WHAT IS ASKED
Skip the pictures and extract all of the lines exactly as written.
BEGIN MATERIAL
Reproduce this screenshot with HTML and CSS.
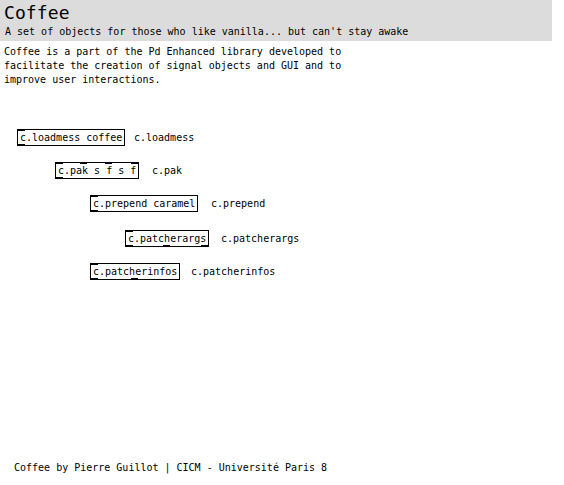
FILE: index.html
```html
<!DOCTYPE html>
<html>
<head>
<meta charset="utf-8">
<link rel="stylesheet" href="styles.css">
</head>
<body>
<div class="page">
  <header class="head">
    <div class="title">Coffee</div>
    <div class="subtitle">A set of objects for those who like vanilla... but can't stay awake</div>
  </header>
  <p class="desc">Coffee is a part of the Pd Enhanced library developed to<br>facilitate the creation of signal objects and GUI and to<br>improve user interactions.</p>
  <div class="canvas">
    <div class="obj" style="left:17px;top:129px">c.loadmess coffee<i class="inl l"></i><i class="out l"></i></div>
    <div class="cmt" style="left:134px;top:129px">c.loadmess</div>

    <div class="obj" style="left:55px;top:162px">c.pak s f s f<i class="inl l"></i><i class="inl" style="left:24px"></i><i class="inl" style="left:49px"></i><i class="inl r"></i><i class="out l"></i></div>
    <div class="cmt" style="left:152px;top:162px">c.pak</div>

    <div class="obj" style="left:90px;top:195px">c.prepend caramel<i class="inl l"></i><i class="out l"></i></div>
    <div class="cmt" style="left:211px;top:195px">c.prepend</div>

    <div class="obj" style="left:125px;top:230px">c.patcherargs<i class="inl l"></i><i class="out l"></i><i class="out" style="left:37px"></i><i class="out r"></i></div>
    <div class="cmt" style="left:221px;top:230px">c.patcherargs</div>

    <div class="obj" style="left:90px;top:263px">c.patcherinfos<i class="inl l"></i><i class="out l"></i><i class="out" style="left:40px"></i></div>
    <div class="cmt" style="left:191px;top:263px">c.patcherinfos</div>
  </div>
  <footer class="foot">Coffee by Pierre Guillot | CICM - Université Paris 8</footer>
</div>
</body>
</html>
```
FILE: styles.css
```css
html, body {
  margin: 0;
  padding: 0;
  background: #fff;
}
body {
  font-family: "DejaVu Sans Mono", "Liberation Mono", monospace;
  font-size: 10px;
  color: #000;
}
.page {
  position: relative;
  width: 564px;
  height: 485px;
  overflow: hidden;
}
.head {
  width: 552px;
  height: 41px;
  background: #dcdcdc;
  box-sizing: border-box;
  padding: 2px 0 0 4px;
}
.title {
  font-size: 18px;
  line-height: 22px;
  letter-spacing: 0.1px;
}
.subtitle {
  font-size: 10px;
  line-height: 14px;
  padding-left: 1px;
  margin-top: 1px;
}
.desc {
  margin: 4px 0 0 4px;
  line-height: 14px;
}
.canvas {
  position: absolute;
  left: 0;
  top: 0;
  width: 564px;
  height: 300px;
}
.obj {
  position: absolute;
  border: 1px solid #000;
  height: 15px;
  line-height: 15px;
  padding: 0 2px;
  white-space: pre;
  background: #fff;
}
.obj i {
  position: absolute;
  width: 7px;
  height: 1px;
  background: #000;
}
.obj .inl { top: 0; }
.obj .out { bottom: 0; }
.obj .l { left: 0; }
.obj .r { right: 0; }
.cmt {
  position: absolute;
  line-height: 17px;
  white-space: pre;
}
.foot {
  position: absolute;
  left: 14px;
  top: 460px;
  line-height: 16px;
}
```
END MATERIAL
EXERCISE SOLUTION
Reproduce this screenshot with HTML and CSS.
FILE: index.html
```html
<!DOCTYPE html>
<html>
<head>
<meta charset="utf-8">
<link rel="stylesheet" href="styles.css">
</head>
<body>
<div class="page">
  <header class="head">
    <div class="title">Coffee</div>
    <div class="subtitle">A set of objects for those who like vanilla... but can't stay awake</div>
  </header>
  <p class="desc">Coffee is a part of the Pd Enhanced library developed to<br>facilitate the creation of signal objects and GUI and to<br>improve user interactions.</p>
  <div class="canvas">
    <div class="obj" style="left:17px;top:129px">c.loadmess coffee<i class="inl l"></i><i class="out l"></i></div>
    <div class="cmt" style="left:134px;top:129px">c.loadmess</div>

    <div class="obj" style="left:55px;top:162px">c.pak s f s f<i class="inl l"></i><i class="inl" style="left:24px"></i><i class="inl" style="left:49px"></i><i class="inl r"></i><i class="out l"></i></div>
    <div class="cmt" style="left:152px;top:162px">c.pak</div>

    <div class="obj" style="left:90px;top:195px">c.prepend caramel<i class="inl l"></i><i class="out l"></i></div>
    <div class="cmt" style="left:211px;top:195px">c.prepend</div>

    <div class="obj" style="left:125px;top:230px">c.patcherargs<i class="inl l"></i><i class="out l"></i><i class="out" style="left:37px"></i><i class="out r"></i></div>
    <div class="cmt" style="left:221px;top:230px">c.patcherargs</div>

    <div class="obj" style="left:90px;top:263px">c.patcherinfos<i class="inl l"></i><i class="out l"></i><i class="out" style="left:40px"></i></div>
    <div class="cmt" style="left:191px;top:263px">c.patcherinfos</div>
  </div>
  <footer class="foot">Coffee by Pierre Guillot | CICM - Université Paris 8</footer>
</div>
</body>
</html>
```
FILE: styles.css
```css
html, body {
  margin: 0;
  padding: 0;
  background: #fff;
}
body {
  font-family: "DejaVu Sans Mono", "Liberation Mono", monospace;
  font-size: 10px;
  color: #000;
}
.page {
  position: relative;
  width: 564px;
  height: 485px;
  overflow: hidden;
}
.head {
  width: 552px;
  height: 41px;
  background: #dcdcdc;
  box-sizing: border-box;
  padding: 2px 0 0 4px;
}
.title {
  font-size: 18px;
  line-height: 22px;
  letter-spacing: 0.1px;
}
.subtitle {
  font-size: 10px;
  line-height: 14px;
  padding-left: 1px;
  margin-top: 1px;
}
.desc {
  margin: 4px 0 0 4px;
  line-height: 14px;
}
.canvas {
  position: absolute;
  left: 0;
  top: 0;
  width: 564px;
  height: 300px;
}
.obj {
  position: absolute;
  border: 1px solid #000;
  height: 15px;
  line-height: 15px;
  padding: 0 2px;
  white-space: pre;
  background: #fff;
}
.obj i {
  position: absolute;
  width: 7px;
  height: 1px;
  background: #000;
}
.obj .inl { top: 0; }
.obj .out { bottom: 0; }
.obj .l { left: 0; }
.obj .r { right: 0; }
.cmt {
  position: absolute;
  line-height: 17px;
  white-space: pre;
}
.foot {
  position: absolute;
  left: 14px;
  top: 460px;
  line-height: 16px;
}
```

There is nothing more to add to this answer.